TEXT OF STORY
Kai Ryssdal: While General Motors and Chrysler were noisily going broke last year, Ford kept mostly to itself. It didn’t need a government bailout, because it had piles of cash, borrowed money that it got by mortgaging virtually everything it had even the famous blue oval. That all helped Ford get through one of the worst auto markets ever. But too much debt is never a good thing for a company or its investors. So, today, Ford announced it’s putting more than $4 billion toward paying what it owes.
Marketplace’s Alisa Roth reports.
Alisa Roth: Not only is Ford paying down its debt, it’s paying most of it ahead of schedule. That’ll save the company millions in interest payments. But more important, it’s a way for management to show how confident it is.
Bill Selesky follows Ford at Argus Research. He says all that debt was making investors nervous.
Bill Selesky: There was such a hefty debt load the company was covering that if things should go bad or basically if car sales slowed down, the company was going to be overburdened.
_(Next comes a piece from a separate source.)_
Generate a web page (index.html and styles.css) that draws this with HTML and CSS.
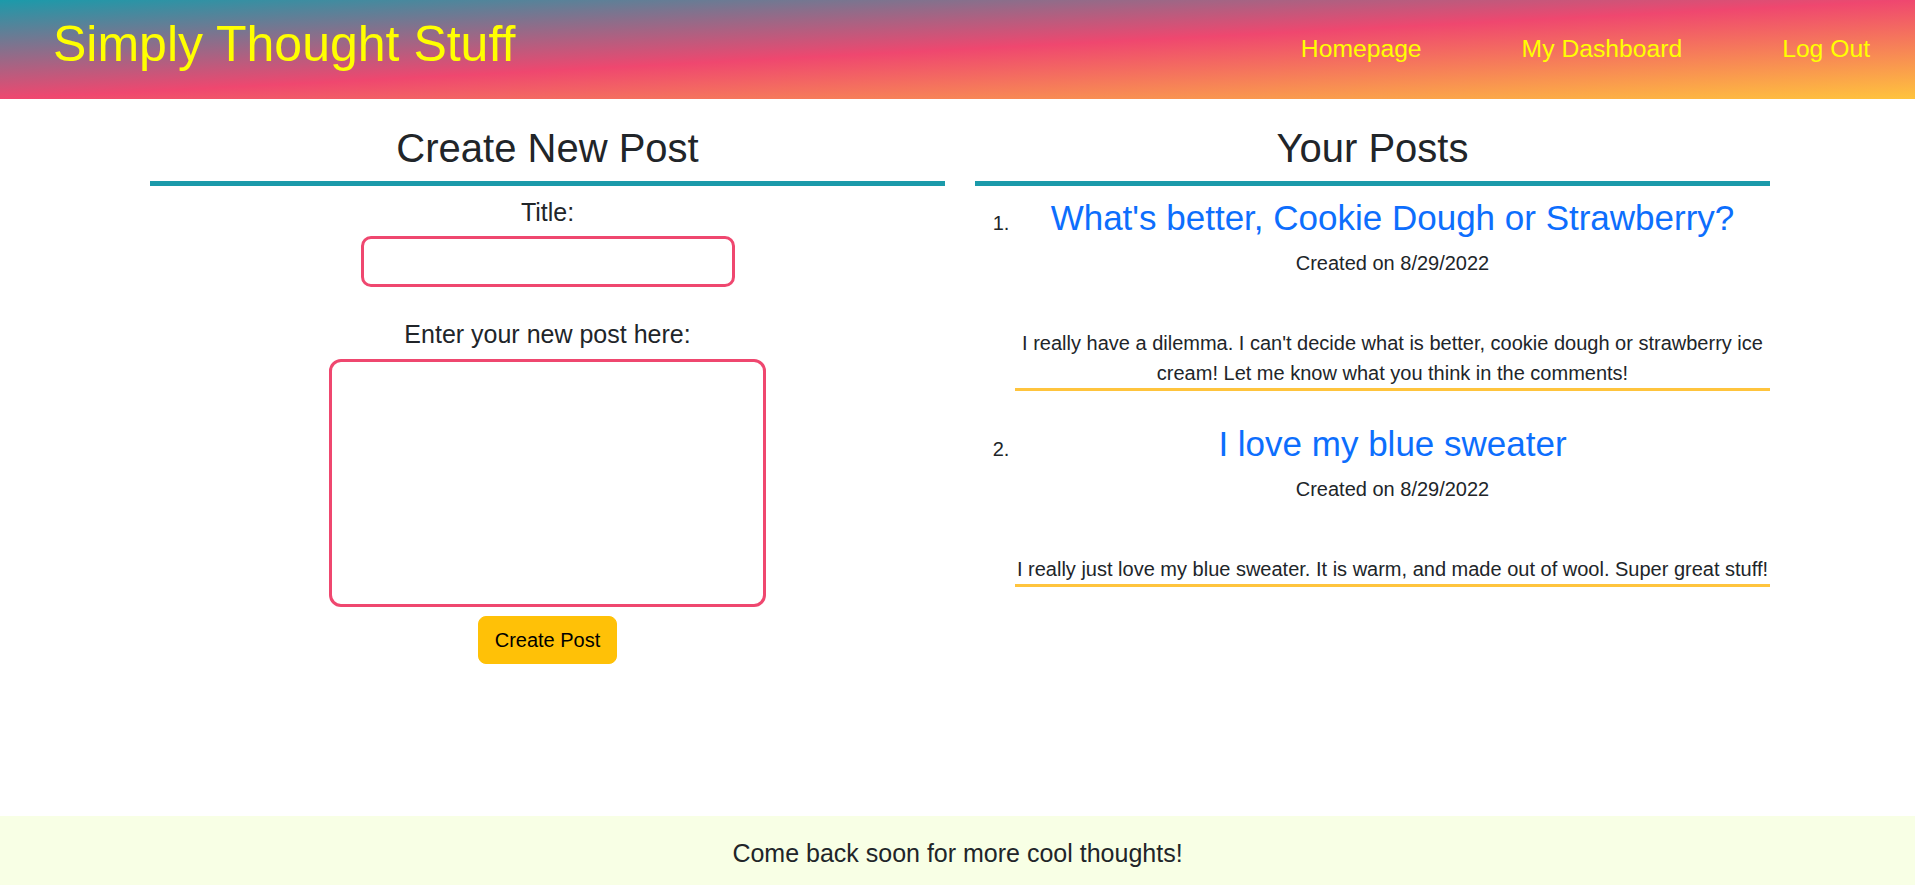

Selesky says it’s also significant that Ford is making the payments in cash, not stock, because it suggests the company thinks the share price will keep going up. During the financial crisis, all the money Ford borrowed helped it. Now the debt may put it at a disadvantage, especially when you compare it to GM and Chrysler, whose debts were mostly erased by their bankruptcies. But on other fronts, Ford’s doing very well.
Kirk Ludtke follows Ford at CRT Capital Group. He says Ford’s making cars people want to buy.
Kirk Ludtke: They’ve launched a number of vehicles recently, very high volume vehicles that are turning out to be well-received in the marketplace. And that’s probably the single biggest driver of an auto makers profits.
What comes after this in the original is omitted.